La guerre en Ukraine ne fait que porter le coup de grâce à des situations déjà alarmantes dans plusieurs régions du globe. En Afrique de l’Ouest, le nombre de personnes en besoin d’assistance alimentaire d’urgence est passé de 7 à 27 millions de personnes entre 2015 et 2022 et 11 millions de personnes supplémentaires pourraient s’y ajouter dans les prochains mois. Ce qu’Oxfam montre dans ses travaux, c’est que l’effet cocktail des conflits locaux, du changement climatique, de la pandémie de Covid-19 rend des millions de personnes vulnérables à la faim et que le système alimentaire mondial est fondamentalement inégalitaire.

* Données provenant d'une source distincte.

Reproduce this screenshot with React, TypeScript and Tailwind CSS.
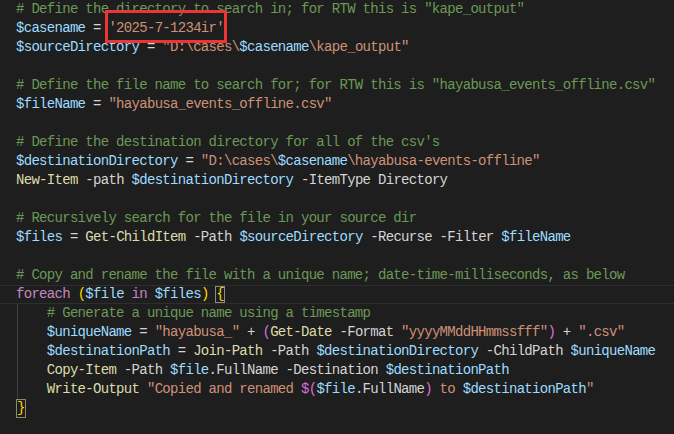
import React from 'react'

type Tok = [string, string]

const C = 'text-[#6a9955]'
const V = 'text-[#9cdcfe]'
const S = 'text-[#ce9178]'
const F = 'text-[#dcdcaa]'
const P = 'text-[#d4d4d4]'
const K = 'text-[#c586c0]'
const B1 = 'text-[#ffd700]'
const B2 = 'text-[#da70d6]'

const lines: Tok[][] = [
  [['# Define the directory to search in; for RTW this is "kape_output"', C]],
  [['$casename', V], [' = ', P], ["'2025-7-1234ir'", S]],
  [['$sourceDirectory', V], [' = ', P], ['"D:\\cases\\', S], ['$casename', V], ['\\kape_output"', S]],
  [],
  [['# Define the file name to search for; for RTW this is "hayabusa_events_offline.csv"', C]],
  [['$fileName', V], [' = ', P], ['"hayabusa_events_offline.csv"', S]],
  [],
  [["# Define the destination directory for all of the csv's", C]],
  [['$destinationDirectory', V], [' = ', P], ['"D:\\cases\\', S], ['$casename', V], ['\\hayabusa-events-offline"', S]],
  [['New-Item', F], [' -path ', P], ['$destinationDirectory', V], [' -ItemType Directory', P]],
  [],
  [['# Recursively search for the file in your source dir', C]],
  [['$files', V], [' = ', P], ['Get-ChildItem', F], [' -Path ', P], ['$sourceDirectory', V], [' -Recurse -Filter ', P], ['$fileName', V]],
  [],
  [['# Copy and rename the file with a unique name; date-time-milliseconds, as below', C]],
  [['foreach', K], [' ', P], ['(', B1], ['$file', V], [' ', P], ['in', K], [' ', P], ['$files', V], [')', B1], [' ', P]],
  [['    ', P], ['# Generate a unique name using a timestamp', C]],
  [['    ', P], ['$uniqueName', V], [' = ', P], ['"hayabusa_"', S], [' + ', P], ['(', B2], ['Get-Date', F], [' -Format ', P], ['"yyyyMMddHHmmssfff"', S], [')', B2], [' + ', P], ['".csv"', S]],
  [['    ', P], ['$destinationPath', V], [' = ', P], ['Join-Path', F], [' -Path ', P], ['$destinationDirectory', V], [' -ChildPath ', P], ['$uniqueName', V]],
  [['    ', P], ['Copy-Item', F], [' -Path ', P], ['$file', V], ['.FullName -Destination ', P], ['$destinationPath', V]],
  [['    ', P], ['Write-Output', F], [' ', P], ['"Copied and renamed ', S], ['$(', B2], ['$file', V], ['.FullName', P], [')', B2], [' to ', S], ['$destinationPath', V], ['"', S]],
  [],
]

function Line({ toks, idx }: { toks: Tok[]; idx: number }) {
  const current = idx === 15
  return (
    <div
      className={
        current
          ? 'relative h-[19px] leading-[17px] whitespace-pre border-y border-[#2e2e2e] pl-[16px]'
          : 'relative h-[19px] leading-[19px] whitespace-pre pl-[16px]'
      }
    >
      {toks.map((t, i) => (
        <span key={i} className={t[1]}>
          {t[0]}
        </span>
      ))}
      {idx === 15 && (
        <span className="inline-block h-[17px] border border-[#8a8a8a] text-[#ffd700] leading-[15px] -ml-[1px]">{'{'}</span>
      )}
      {idx === 21 && (
        <span className="inline-block h-[19px] border border-[#8a8a6a] text-[#ffd700] leading-[17px]">{'}'}</span>
      )}
    </div>
  )
}

export default function App() {
  return (
    <div className="relative w-[674px] h-[434px] overflow-hidden bg-[#1e1e1e] text-[#d4d4d4] font-['Liberation_Mono',monospace] text-[14px] tracking-[-0.7px]">
      {lines.map((l, i) => (
        <Line key={i} toks={l} idx={i} />
      ))}
      {/* indent guide for foreach body */}
      <div className="absolute left-[17px] top-[304px] w-px h-[95px] bg-[#404040]" />
      {/* highlight box */}
      <div className="absolute left-[105px] top-[10px] w-[122px] h-[33px] border-[3px] border-[#ee3535]" />
    </div>
  )
}
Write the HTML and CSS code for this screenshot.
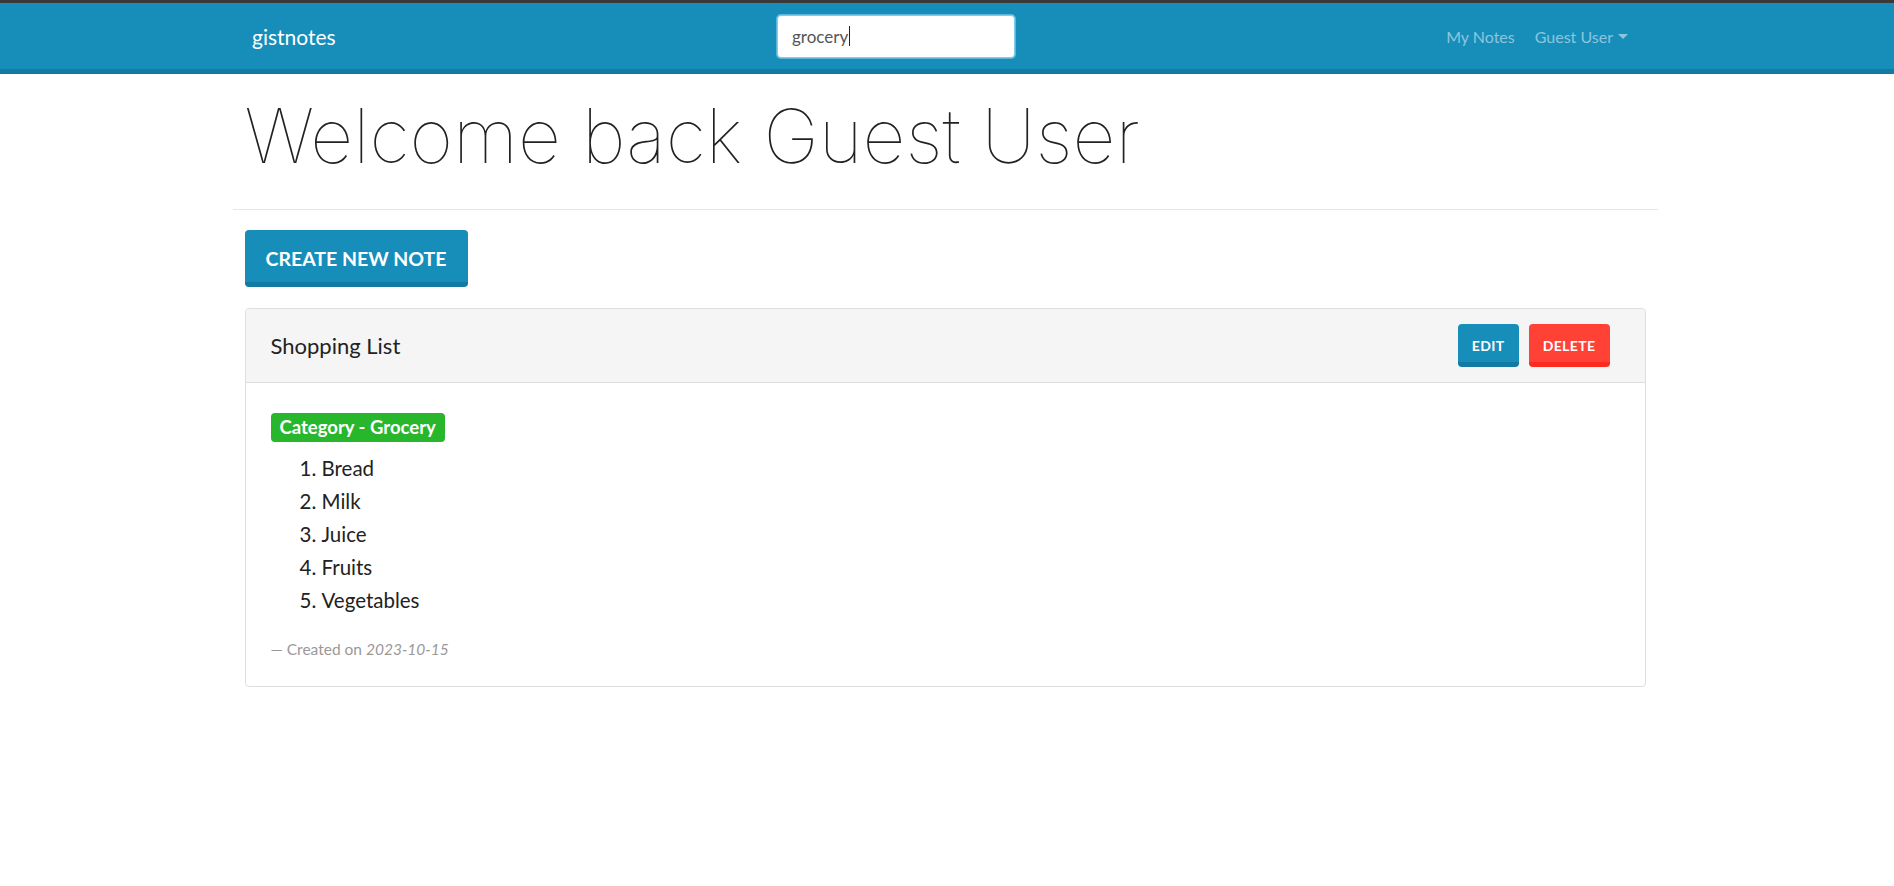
FILE: index.html
```html
<!DOCTYPE html>
<html lang="en">
<head>
<meta charset="utf-8">
<title>gistnotes</title>
<link rel="stylesheet" href="styles.css">
</head>
<body>
<header class="navbar">
  <div class="nav-inner">
    <a class="brand" href="#">gistnotes</a>
    <div class="search-box" role="searchbox"><span class="search-text">grocery</span><span class="text-caret"></span></div>
    <nav class="nav-right">
      <a class="nav-link" href="#">My Notes</a>
      <a class="nav-link dropdown-toggle" href="#">Guest User</a>
    </nav>
  </div>
</header>
<main class="main">
  <div class="page">
    <h1 class="welcome">Welcome back Guest User</h1>
    <hr class="divider">
    <div class="content">
      <button class="btn btn-primary btn-lg">Create New Note</button>
      <section class="card">
        <div class="card-header">
          <span class="card-title">Shopping List</span>
          <div class="card-actions">
            <button class="btn btn-primary btn-sm">Edit</button>
            <button class="btn btn-danger btn-sm">Delete</button>
          </div>
        </div>
        <div class="card-body">
          <span class="badge">Category - Grocery</span>
          <ol class="items">
            <li>Bread</li>
            <li>Milk</li>
            <li>Juice</li>
            <li>Fruits</li>
            <li>Vegetables</li>
          </ol>
          <p class="created">— Created on <em>2023-10-15</em></p>
        </div>
      </section>
    </div>
  </div>
</main>
</body>
</html>
```
FILE: styles.css
```css
* { box-sizing: border-box; }

body {
  margin: 0;
  font-family: Lato, "Open Sans", "Liberation Sans", sans-serif;
  color: #222;
  background: #fff;
}

a { text-decoration: none; }

.navbar {
  height: 74px;
  padding-right: 4px;
  background: #178dba;
  border-top: 3px solid #3a3a3a;
  border-bottom: 5px solid #137ba3;
}

.nav-inner {
  max-width: 1400px;
  height: 100%;
  margin: 0 auto;
  display: flex;
  align-items: center;
}

.brand {
  flex: 0 0 532px;
  padding-left: 7px;
  font-size: 21px;
  color: #fff;
}

.search-box {
  width: 238px;
  height: 43px;
  display: flex;
  align-items: center;
  padding-left: 14px;
  background: #fff;
  border: 1px solid #7fcbeb;
  border-radius: 4px;
  box-shadow: 0 0 0 1px rgba(140, 210, 240, 0.6);
  font-size: 17px;
  color: #555;
}

.text-caret {
  display: inline-block;
  width: 1px;
  height: 20px;
  margin-left: 1px;
  background: #222;
}

.nav-right {
  margin-left: auto;
  padding-right: 17px;
  display: flex;
  gap: 20px;
}

.nav-link {
  font-size: 16px;
  color: rgba(255, 255, 255, 0.5);
}

.dropdown-toggle::after {
  content: "";
  display: inline-block;
  margin-left: 5px;
  vertical-align: 4px;
  border-top: 5px solid;
  border-left: 5px solid transparent;
  border-right: 5px solid transparent;
}

.main {
  padding-right: 4px;
}

.page {
  max-width: 1425px;
  margin: 0 auto;
}

.welcome {
  margin: 14px 12px 0;
  font-family: Inter, Lato, sans-serif;
  font-size: 75px;
  font-weight: 100;
  line-height: 96px;
  color: #222;
}

.divider {
  margin: 25px 0 0;
  border: 0;
  border-top: 1px solid #e6e6e6;
}

.content {
  padding: 20px 12px 0;
}

.btn {
  font-family: inherit;
  font-weight: 700;
  text-transform: uppercase;
  color: #fff;
  border: 0;
  border-radius: 4px;
  cursor: pointer;
}

.btn-primary {
  background: #178dba;
  border-bottom: 5px solid #137ba3;
}

.btn-danger {
  background: #ff4136;
  border-bottom: 5px solid #ff2a1e;
}

.btn-lg {
  height: 57px;
  padding: 5px 21px 0;
  font-size: 19.5px;
}

.btn-sm {
  height: 43px;
  padding: 5px 14px 0;
  font-size: 14px;
  letter-spacing: 0.4px;
}

.card {
  margin-top: 21px;
  border: 1px solid #dedede;
  border-radius: 4px;
}

.card-header {
  height: 74px;
  display: flex;
  align-items: center;
  justify-content: space-between;
  padding: 0 35px 0 25px;
  background: #f5f5f5;
  border-bottom: 1px solid #dedede;
  border-radius: 4px 4px 0 0;
}

.card-title {
  font-size: 22px;
  color: #222;
}

.card-actions {
  display: flex;
  gap: 10px;
}

.card-body {
  padding: 30px 25px 25px;
}

.badge {
  display: inline-block;
  height: 29px;
  padding: 0 9px;
  line-height: 29px;
  font-size: 18.5px;
  font-weight: 700;
  color: #fff;
  background: #28b62c;
  border-radius: 4px;
}

.items {
  margin: 10px 0 0;
  padding-left: 51px;
  font-size: 20.5px;
  line-height: 33px;
  color: #222;
}

.created {
  margin: 20px 0 0;
  font-size: 15.5px;
  line-height: 24px;
  color: #999;
}
```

L’urgence d’une aide humanitaire
Face à la crise actuelle, nous militons évidemment pour une aide humanitaire rapide et massive, notamment en répondant aux appels du Programme Alimentaire Mondial pour les régions du Sahel et de la Corne de l’Afrique. Il faut également une réponse coordonnée des États, impliquant les premiers concernés, pour assurer une juste répartition des stocks, éviter toute spéculation et maîtriser ainsi le niveau des prix.
Mais plus largement, il est fondamental de repenser enfin les systèmes alimentaires mondiaux. Il n’est plus possible de perpétuer un modèle industriel qui rend les agriculteurs dépendants et accentue les dégradations environnementales. Il faut au contraire soutenir massivement l’agriculture paysanne et agroécologique, produire des réglementations commerciales empêchant la concurrence déloyale de conglomérats agro-industriels qui empêchent le développement d’une agriculture locale. La guerre en Ukraine révèle tous ces enjeux et Oxfam compte jouer un rôle important dans cette prise de conscience collective.